I’ll tell you what would happen: we would be more at peace and in flow with life. Experiences, good or bad, strengthen us. I think we learn true acceptance through the things that we are unwilling to tolerate or accept. Through these moments, we are forced to learn true peace and surrender to situations. The power that comes from this is the knowing that nothing that happens to or against you is able to take away your peace. Radical acceptance is when you stop fighting reality, stop responding with impulsive or destructive behaviors when things aren’t going the way you want them to, and let go of bitterness that may be keeping you trapped in a cycle of suffering. Whatever your reasons may be for a lack of acceptance, know that these feelings are normal, and many other people have felt the exact same way. That does not mean that it is impossible for you to feel differently or eventually get to a place of acceptance. It’ll just require practice and dedication. I can’t stress enough how radical acceptance is not saying "OK" to whatever encompasses your environment; it’s relinquishing its control over you, prohibiting it from consuming you so that you may find peace within.
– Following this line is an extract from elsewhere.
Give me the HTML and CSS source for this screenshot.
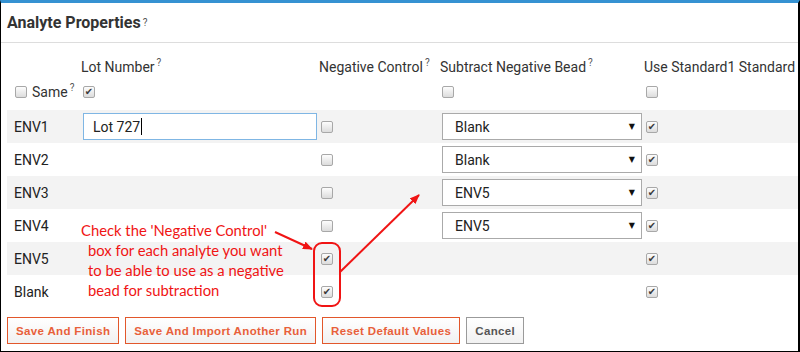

Below are some helpful first steps to practice radical acceptance from an article titled 10 Steps for Practicing Radical Acceptance, which I have also linked below. Remember, radical acceptance doesn’t happen overnight. The process is long and hard, but on the other side of acceptance lies joy, beauty, and happiness that wouldn’t have been known without this powerful practice.

10 Steps for Practicing Radical Acceptance

Steps: 

  • Observe that you are fighting against reality. (Ex: “It shouldn’t be like this.”)

  • Remind yourself that the unpleasant reality cannot be changed. (Ex: “It happened.”)

  • Acknowledge that something led to this moment. (Ex: “This is how it happened.”)

  • Practice acceptance with not only your mind but your body and spirit. Be mindful of your breath, and posture, and use skills like half-smiling and willing hands.

  • List what your behavior would look like if you did accept the facts then act accordingly.

  • Plan ahead with events that seem unacceptable and think about how you should appropriately cope.

  • Remain mindful of physical sensations throughout your body such as tension or stress.

  • Embrace feelings such as disappointment, sadness, or grief.

  • Acknowledge that life is worth living even when there might be temporary pain.

  • If you find yourself resisting, complete a pros and cons exercise to better understand the full impact of your choice.